We conclude that in the absence of evidence to substantiate a genuine fact dispute concerning AMG's claim to be the rightful owner of the property, the unrebutted evidence that was before the trial court justified exercising jurisdiction to resolve the forcible detainer claim. See Jimenez, 542 S.W.3d at 815; Mosely, 2015 WL 9942695, at *2-3.
III. Pre-suit demand for possession
As a prerequisite to filing a forcible detainer action against a tenant by sufferance, the landlord must give the tenant at least three days' written notice to vacate. See TEX.PROP.CODE ANN. § 24.005(b). Venzor and Munoz contend that the judgment was entered in error because the pre-suit demand for possession they received was inadequate. The pre-suit demand presented to the trial court was in the form of a letter from "Bridge Tower Management." AMG presented its analyst as a witness, and she testified that she prepared the pre-suit demand and sent it by certified mail.
"The demand for possession must be made in writing by a person entitled to possession of the property and must comply with the requirements for notice to vacate under Section 24.005." [Emphasis added]. TEX.PROP.CODE ANN.§ 24.002(b). If, as in this case, "the occupant is a tenant at will or by sufferance," then "the landlord must give the tenant at least three days' written notice to vacate before the landlord files a forcible detainer suit . . . ." [Emphasis added]. TEX.PROP.CODE ANN. § 24.005(b).
Venzor and Munoz argue that the Property Code requires that the pre-suit demand "be made by a person with actual capacity to make the demand." They contend that the letter from Bridge Tower Management "was issued by an entity . . . having no apparent connection whatsoever to AMG" and lacked any reference "to any trustee's sale, any putative buyer at such sale, or any other person." They argue that due-process concerns associated with evictions require that the Property Code's requirements be strictly enforced, including, as they put it, that the demand "must have been issued by or for a plaintiff with capacity . . . ." Venzor and Munoz thus argue that the notice was defective because it did not reveal on its face that it was from AMG.
The demand for possession must be made by a person entitled to possession, and AMG proved that it made the demand on Venzor and Munoz.
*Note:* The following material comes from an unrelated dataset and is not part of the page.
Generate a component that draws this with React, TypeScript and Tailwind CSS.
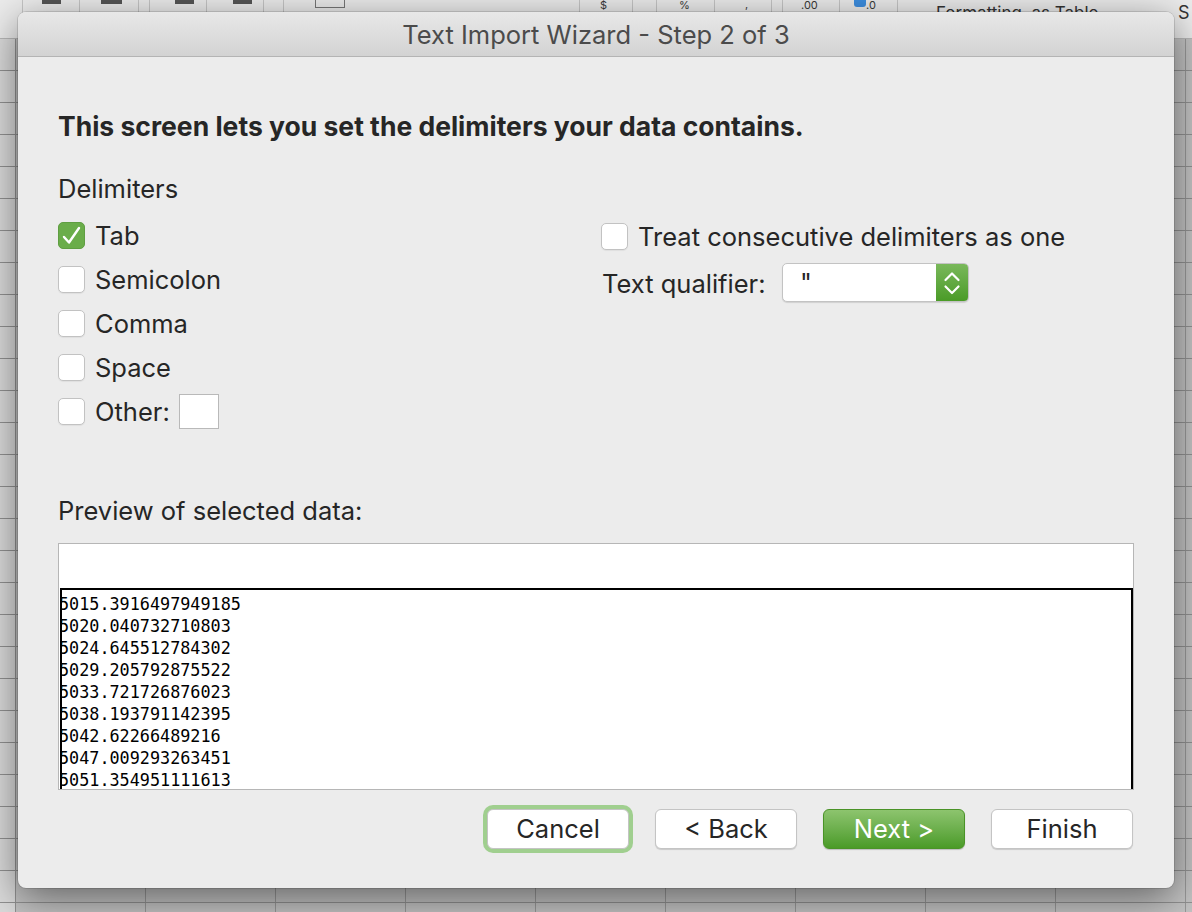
const previewLines = [
  "5015.3916497949185",
  "5020.040732710803",
  "5024.645512784302",
  "5029.205792875522",
  "5033.721726876023",
  "5038.193791142395",
  "5042.62266489216",
  "5047.009293263451",
  "5051.354951111613",
];

const delimiters = [
  { label: "Tab", checked: true },
  { label: "Semicolon", checked: false },
  { label: "Comma", checked: false },
  { label: "Space", checked: false },
];

const gridRows = Array.from({ length: 28 });
const gridCols = Array.from({ length: 10 });

function Checkbox({ checked = false }: { checked?: boolean }) {
  if (checked) {
    return (
      <div className="w-[27px] h-[27px] shrink-0 rounded-[5px] bg-[#6aad4a] border border-[#5f9e42]">
        <svg width="25" height="25" viewBox="0 0 25 25">
          <path d="M5 14 L10 19.5 L20 5" stroke="white" strokeWidth="2.4" fill="none" strokeLinecap="round" strokeLinejoin="round" />
        </svg>
      </div>
    );
  }
  return <div className="w-[27px] h-[27px] shrink-0 rounded-[5px] bg-white border border-[#c2c2c2] shadow-[0_1px_1px_rgba(0,0,0,0.06)]" />;
}

function Button({ label, kind = "normal" }: { label: string; kind?: "normal" | "focus" | "primary" }) {
  if (kind === "primary") {
    return (
      <div className="w-[142px] h-[40px] rounded-[6px] border border-[#4a9327] bg-gradient-to-b from-[#8dc46e] to-[#4a9b26] text-white text-[25.5px] flex items-center justify-center shadow-[0_1px_1px_rgba(0,0,0,0.2)]">
        {label}
      </div>
    );
  }
  return (
    <div
      className={
        "w-[142px] h-[40px] rounded-[6px] bg-white border border-[#c4c4c4] text-[#262626] text-[25.5px] flex items-center justify-center shadow-[0_1px_1px_rgba(0,0,0,0.15)] " +
        (kind === "focus" ? "ring-[4px] ring-[#a0cf8f]" : "")
      }
    >
      {label}
    </div>
  );
}

export default function App() {
  return (
    <div className="relative w-[1192px] h-[912px] overflow-hidden bg-[#c4c4c4] [font-family:Inter,'Noto_Sans',sans-serif]">
      {/* Excel ribbon behind the sheet */}
      <div className="h-[39px] bg-[#ececec] border-b border-[#b9b9b9] flex items-start text-[#3a3a3a]">
        <div className="w-[23px] h-[13px] border-r border-[#c6c6c6]" />
        <div className="w-[57px] h-[13px] border-r border-[#c6c6c6] pl-[19px]"><div className="w-[19px] h-[4px] bg-[#555]" /></div>
        <div className="w-[59px] h-[13px] border-r border-[#c6c6c6] pl-[21px]"><div className="w-[21px] h-[4px] bg-[#555]" /></div>
        <div className="w-[10px]" />
        <div className="w-[58px] h-[13px] border-x border-[#c6c6c6] pl-[25px]"><div className="w-[19px] h-[4px] bg-[#555]" /></div>
        <div className="w-[57px] h-[13px] border-r border-[#c6c6c6] pl-[26px]"><div className="w-[19px] h-[4px] bg-[#555]" /></div>
        <div className="w-[19px]" />
        <div className="w-[297px] h-[13px] border-x border-[#c6c6c6] pl-[31px]"><div className="w-[30px] h-[8px] border-x border-b border-[#777]" /></div>
        <div className="w-[53px] h-[13px] border-r border-[#c6c6c6] text-[11px] leading-[11px] pl-[20px]">$</div>
        <div className="w-[24px] h-[13px] border-r border-[#c6c6c6]" />
        <div className="w-[58px] h-[13px] border-r border-[#c6c6c6] text-[11px] leading-[11px] pl-[22px]">%</div>
        <div className="w-[57px] h-[13px] border-r border-[#c6c6c6] text-[11px] leading-[8px] pl-[30px]">,</div>
        <div className="w-[10px]" />
        <div className="w-[58px] h-[13px] border-x border-[#c6c6c6] text-[11px] leading-[11px] pl-[18px]">.00</div>
        <div className="w-[58px] h-[13px] border-r border-[#c6c6c6] text-[11px] leading-[11px] pl-[14px] flex items-start">
          <span className="w-[12px] h-[7px] bg-[#3d8ee0] rounded-b-[3px]" />
          <span>.0</span>
        </div>
        <div className="w-[38px]" />
        <div className="w-[240px] text-[17px] leading-[26px] text-[#333] whitespace-nowrap">Formatting&nbsp;&nbsp;as Table</div>
        <div className="text-[18px] leading-[26px] text-[#333] pl-[2px]">S</div>
      </div>

      {/* Sheet grid */}
      <div className="flex flex-col">
        {gridRows.map((_, r) => (
          <div key={r} className="flex h-[32px] shrink-0 border-b border-[#929292]">
            <div className="w-[16px] shrink-0 bg-[#dcdcdc] border-r border-[#929292]" />
            {gridCols.map((_, c) => (
              <div key={c} className="w-[130px] shrink-0 border-r border-[#999999]" />
            ))}
          </div>
        ))}
      </div>

      {/* Dialog */}
      <div className="absolute left-[18px] top-[12px] w-[1156px] h-[876px] rounded-[8px] bg-[#ececec] shadow-[0_10px_40px_rgba(0,0,0,0.5),0_0_0_1px_rgba(0,0,0,0.12)] overflow-hidden flex flex-col">
        <div className="h-[45px] shrink-0 pt-[2px] bg-gradient-to-b from-[#e8e8e8] to-[#d3d3d3] border-b border-[#b4b4b4] flex items-center justify-center text-[25.5px] text-[#4b4b4b]">
          Text Import Wizard - Step 2 of 3
        </div>

        <div className="flex flex-col pl-[40px] pr-[40px] text-[#262626]">
          <div className="mt-[55px] text-[26.5px] leading-[28px] font-bold">
            This screen lets you set the delimiters your data contains.
          </div>
          <div className="mt-[35px] text-[25.5px] leading-[28px]">Delimiters</div>

          <div className="mt-[10px] flex">
            <div className="w-[543px] flex flex-col">
              {delimiters.map((d) => (
                <div key={d.label} className="h-[44px] flex items-center gap-[10px] text-[25.5px]">
                  <Checkbox checked={d.checked} />
                  <span className="pt-[2px]">{d.label}</span>
                </div>
              ))}
              <div className="h-[44px] flex items-center text-[25.5px]">
                <Checkbox />
                <span className="ml-[10px] pt-[2px]">Other:</span>
                <div className="ml-[9px] w-[40px] h-[35px] bg-white border border-[#b9b9b9]" />
              </div>
            </div>

            <div className="flex flex-col">
              <div className="mt-[1px] h-[44px] flex items-center gap-[10px] text-[25.5px]">
                <Checkbox />
                <span className="pt-[2px]">Treat consecutive delimiters as one</span>
              </div>
              <div className="h-[48px] flex items-center text-[25.5px]">
                <span className="w-[181px] pl-[1px] pt-[5px]">Text qualifier:</span>
                <div className="w-[187px] h-[39px] flex rounded-[5px] bg-white border border-[#c3c3c3] shadow-[0_1px_1px_rgba(0,0,0,0.12)] overflow-hidden">
                  <div className="flex-1 pl-[17px] leading-[37px]">"</div>
                  <div className="w-[32px] bg-gradient-to-b from-[#79b85a] to-[#4a9b26] flex items-center justify-center">
                    <svg width="32" height="39" viewBox="0 0 32 39">
                      <path d="M9.5 17 L16 10.5 L22.5 17" stroke="white" strokeWidth="2.2" fill="none" strokeLinecap="round" strokeLinejoin="round" />
                      <path d="M9.5 23.5 L16 30 L22.5 23.5" stroke="white" strokeWidth="2.2" fill="none" strokeLinecap="round" strokeLinejoin="round" />
                    </svg>
                  </div>
                </div>
              </div>
            </div>
          </div>

          <div className="mt-[64px] text-[25.5px] leading-[28px]">Preview of selected data:</div>

          <div className="mt-[18px] w-[1076px] h-[247px] bg-white border border-[#b6b6b6] flex flex-col overflow-hidden">
            <div className="h-[44px] shrink-0" />
            <div className="ml-[1px] flex-1 border-2 border-b-0 border-black overflow-hidden pt-[3px] [font-family:'DejaVu_Sans_Mono',monospace] text-[16.8px] leading-[22px] text-black">
              {previewLines.map((line) => (
                <div key={line} className="-ml-[3px] whitespace-nowrap">{line}</div>
              ))}
            </div>
          </div>

          <div className="mt-[19px] flex justify-end gap-[26px] pr-[1px]">
            <Button label="Cancel" kind="focus" />
            <Button label="< Back" />
            <Button label="Next >" kind="primary" />
            <Button label="Finish" />
          </div>
        </div>
      </div>
    </div>
  );
}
Both the verified petition and the live testimony of AMG's agent established that AMG caused the notice to vacate to be delivered. Nothing in chapter 24 of the Property Code requires that the notice effectively be self-proving, in the sense that the document is required to establish on its face that the demand is being made by the person entitled to possession. And while there might be a fairness concern if a tenant were prejudiced by failing to act on a notice to vacate received from an unrecognized source, as Venzor and Munoz suggest the letter from "Bridge Tower Management" was, they have not substantiated or preserved any kind of due-process challenge to the series of events that culminated in their eviction. There is no evidentiary record to suggest that they were actually unaware that a person claiming legal authority had alleged a default on their loan, had initiated a foreclosure sale, and subsequently was demanding possession through the notice delivered by "Bridge Tower Management." Nor was any due-process argument raised in the trial court. See TEX.R.APP.P. 33.1(a). Accordingly, we overrule the appellate challenges to the sufficiency of the pre-suit demand for possession.
Conclusion
We affirm the judgment awarding possession of the property to Appellee AMG. August 21, 2020
MICHAEL MASSENGALE, Visiting Justice Before Alley, C.J., Palafox, J., and Massengale, V.J.